Note: The length of each dimension in the given grid does not exceed 50.

Basic Idea:

和之前的 Number of Distinct Islands 类似，这道题目也可以被分为两部分，一部分是获得所有的island点的集合，二是对每个 island 进行 serilization 生成唯一 hashCode 用于判断是否重复。

而这道题更加难的点在于其需要考虑到包括旋转和翻转在内的多种变换，解决办法就是先得到一个岛所有点的坐标集合，然后分别对其进行各种变换，变换之后进行标准化，使得 left 和 top 都为 0 ，然后对坐标list排序，然后序列化。

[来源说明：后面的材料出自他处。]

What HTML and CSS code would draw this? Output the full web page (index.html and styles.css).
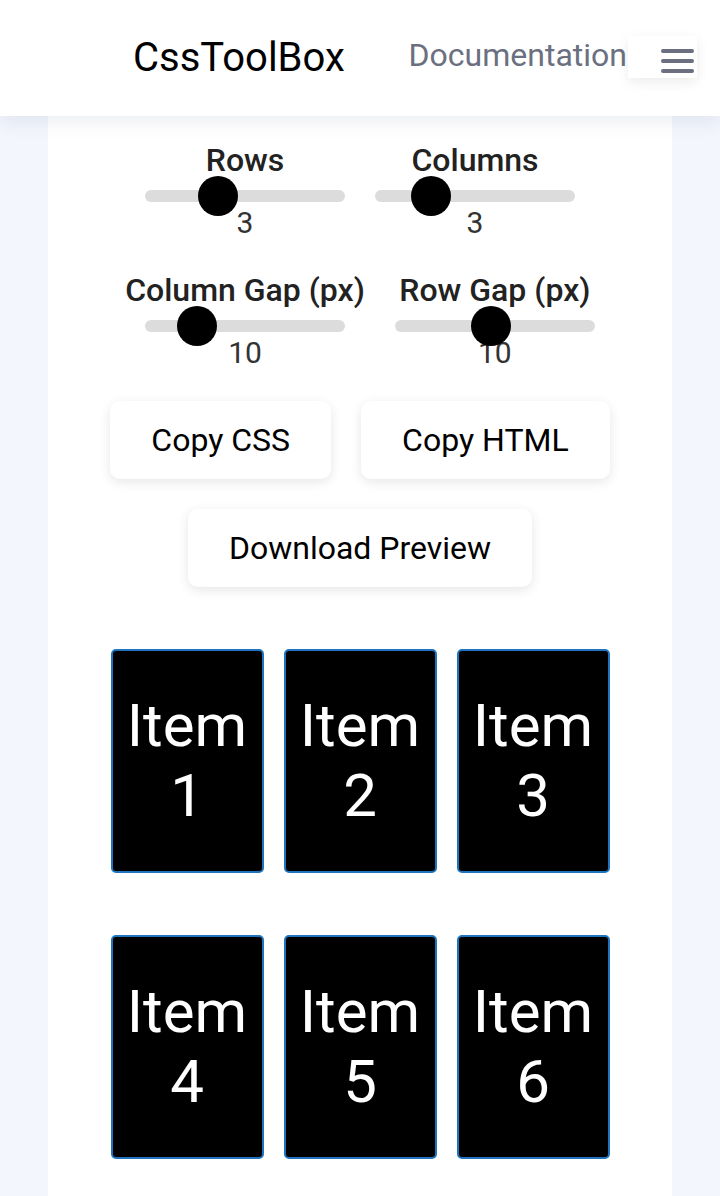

而最终一个岛的hashCode就是所有变换后生成的string中字典顺序最大或者最小的，这样就能保证同样形状的岛有唯一的hashCode.

• Java Code:

  class Solution {
    private int[] dr = new int[]{-1, 0, 1, 0};
    private int[] dc = new int[]{0, -1, 0, 1};
  
    public int numDistinctIslands2(int[][] grid) {
        Set<String> shapes = new HashSet<>();
        for (int i = 0; i < grid.length; ++i) {
            for (int j = 0; j < grid[0].length; ++j) {
                if (grid[i][j] == 0) continue;
                List<int[]> shape = new ArrayList<>();
                dfs(grid, i, j, shape);
                String maxHashCode = normalizeHash(shape);
                shapes.add(maxHashCode);
            }
        }
        return shapes.size();
    }
  
    // 对list中的坐标尝试包括原本在内的全部 8 种变换，每次变换之后令 r c 都减去 min_r, min_c 进行标准化， 
    // 然后计算hashCode，返回所有hashCode中的最大值，这样每种固定的形状就有了唯一的hashCode
    private String normalizeHash(List<int[]> shape) {
        String ret = null;
        // 一共有这么多种包括旋转和翻折的变换
        // x y, x -y, -x y, -x -y, y x, y -x, -y x, -y -x
        // 分别生成不同旋转翻折变换后的坐标，标准化，计算hashcode
        for (int i = 0; i < 8; ++i) {
            List<int[]> temp = new ArrayList<>();
            for (int[] coord : shape) {
                int x = i < 2 ? coord[0] : i < 4 ? -coord[0] : i < 6 ? coord[1] : -coord[1];
                int y = i == 0 || i == 2 ? coord[1] : i == 1 || i == 3 ? -coord[1] : i == 4 || i == 6 ? coord[0] : -coord[0];
                temp.add(new int[]{x, y});
            }
            // 
            Collections.sort(temp, (int[] a, int[] b) -> {
                if (a[0] < b[0]) return -1;
                else if (a[0] > b[0]) return 1;
                else return Integer.compare(a[1], b[1]);
            });
  
            // 计算 hashCode
            StringBuilder sb = new StringBuilder();
            int minX = temp.get(0)[0];
            int minY = Integer.MAX_VALUE;
            for (int[] coord : temp) {
                if (minY > coord[1]) minY = coord[1];
            }
            for (int[] coord : temp) {
                sb.append((coord[0] - minX) + "#" + (coord[1] - minY) + "#");
            }
            String t = sb.toString();
            if (ret == null || ret.compareTo(t) < 0) ret = t;
        }
        return ret;
    }
  
    // DFS一个island，把所有点坐标存入list
    private void dfs(int[][] grid, int r, int c, List<int[]> shape) {
        if (r < 0 || r >= grid.length || c < 0 || c >= grid[0].length) return;
        else if (grid[r][c] == 0) return;
        grid[r][c] = 0;
        shape.add(new int[]{r, c});
        for (int i = 0; i < 4; ++i) {
            dfs(grid, r + dr[i], c + dc[i], shape);
        }
    }
  }